> [What is asked]: Look through the data below and output, unchanged, every line from the one holding "Emit a component" through the one holding "import React from", inclusive. Skip the pictures.

> [Exercise data]:
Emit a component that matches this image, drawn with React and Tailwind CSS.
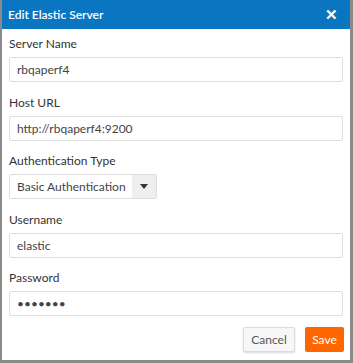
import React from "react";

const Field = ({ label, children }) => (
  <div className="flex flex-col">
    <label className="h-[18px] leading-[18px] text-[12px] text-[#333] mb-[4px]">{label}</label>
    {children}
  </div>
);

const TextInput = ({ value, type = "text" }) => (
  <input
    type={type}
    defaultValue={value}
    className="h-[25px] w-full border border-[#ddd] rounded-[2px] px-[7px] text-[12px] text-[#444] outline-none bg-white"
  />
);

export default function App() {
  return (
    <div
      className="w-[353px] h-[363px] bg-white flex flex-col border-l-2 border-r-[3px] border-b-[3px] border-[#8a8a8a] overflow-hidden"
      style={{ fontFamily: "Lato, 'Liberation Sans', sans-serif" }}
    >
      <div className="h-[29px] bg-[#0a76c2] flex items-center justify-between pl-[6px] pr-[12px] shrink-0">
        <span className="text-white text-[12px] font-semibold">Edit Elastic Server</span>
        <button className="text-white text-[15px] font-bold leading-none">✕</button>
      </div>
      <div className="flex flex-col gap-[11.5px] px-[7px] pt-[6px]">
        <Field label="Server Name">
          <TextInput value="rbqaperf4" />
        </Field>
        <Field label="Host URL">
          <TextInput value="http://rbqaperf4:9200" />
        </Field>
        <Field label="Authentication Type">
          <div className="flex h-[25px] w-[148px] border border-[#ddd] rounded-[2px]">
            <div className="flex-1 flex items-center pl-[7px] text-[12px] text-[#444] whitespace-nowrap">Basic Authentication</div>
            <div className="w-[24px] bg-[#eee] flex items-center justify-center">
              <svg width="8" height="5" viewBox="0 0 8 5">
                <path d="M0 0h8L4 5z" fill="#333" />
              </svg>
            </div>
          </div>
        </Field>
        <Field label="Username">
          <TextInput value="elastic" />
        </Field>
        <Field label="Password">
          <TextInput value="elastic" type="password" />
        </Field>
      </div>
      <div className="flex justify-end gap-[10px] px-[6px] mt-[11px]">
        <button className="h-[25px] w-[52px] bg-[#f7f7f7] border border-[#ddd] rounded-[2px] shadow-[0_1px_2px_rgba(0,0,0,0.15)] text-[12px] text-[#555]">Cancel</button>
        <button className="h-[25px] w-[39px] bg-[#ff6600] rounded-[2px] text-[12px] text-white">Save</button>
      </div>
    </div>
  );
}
--
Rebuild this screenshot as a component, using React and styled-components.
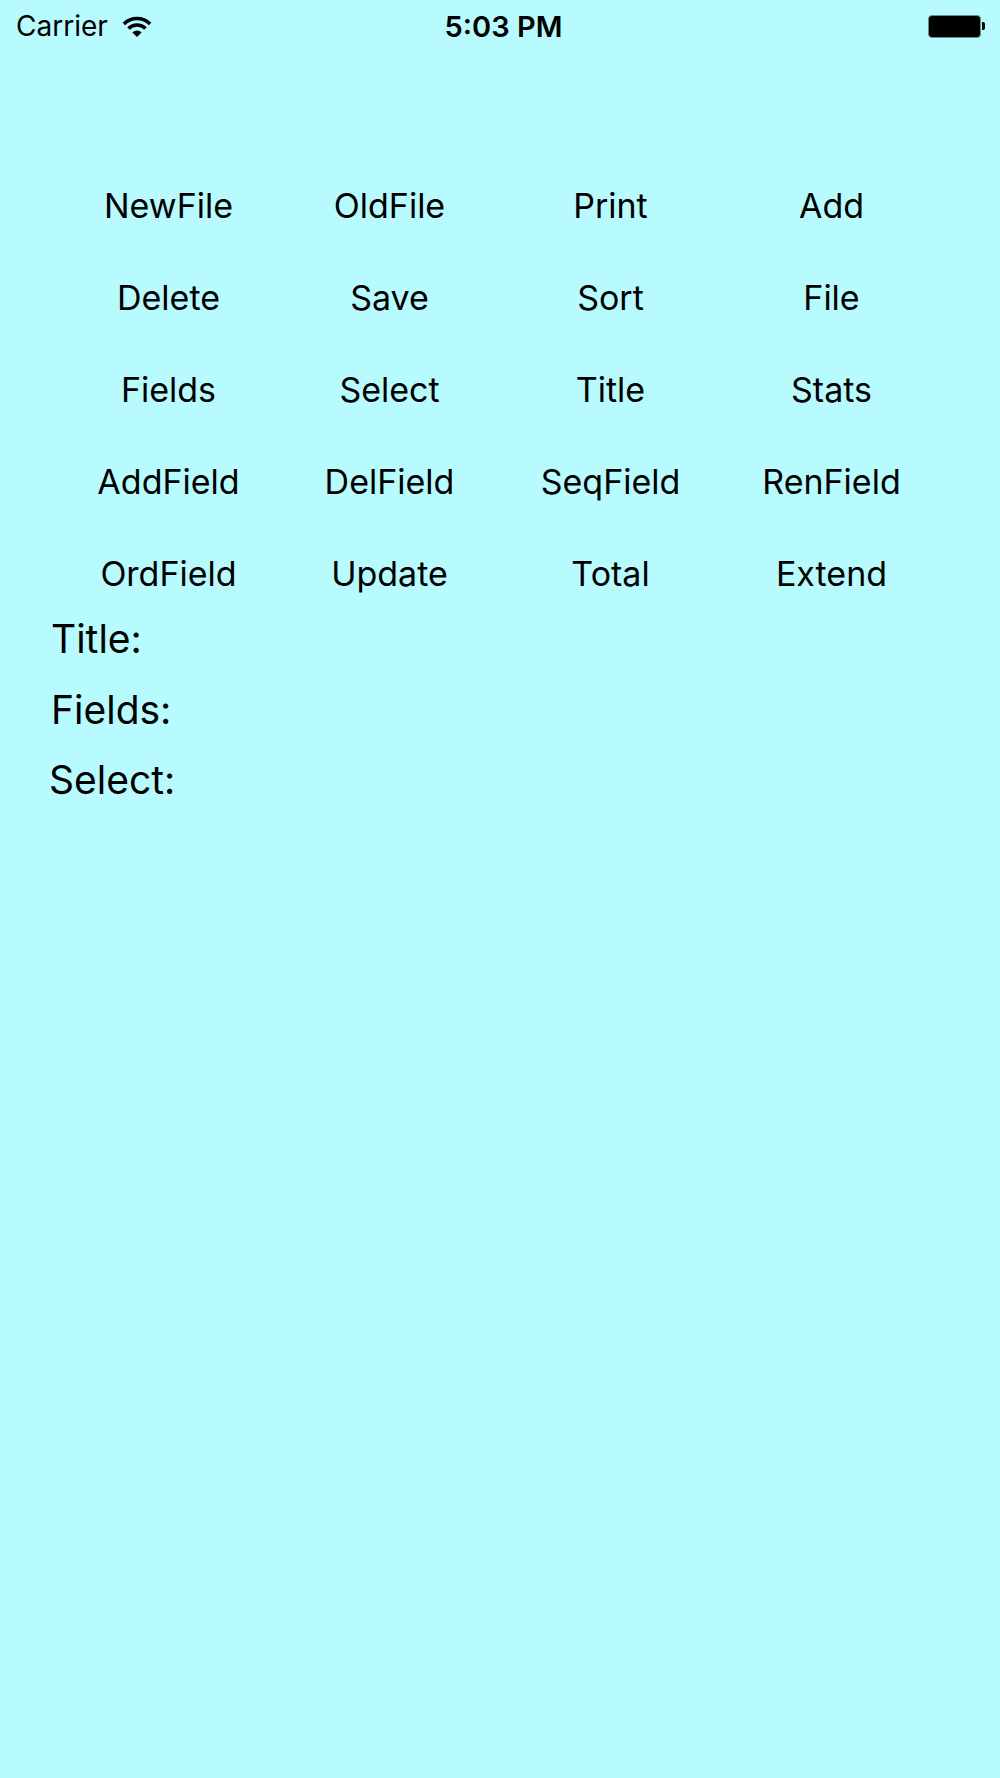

> [Task response]:
Emit a component that matches this image, drawn with React and Tailwind CSS.
import React from "react";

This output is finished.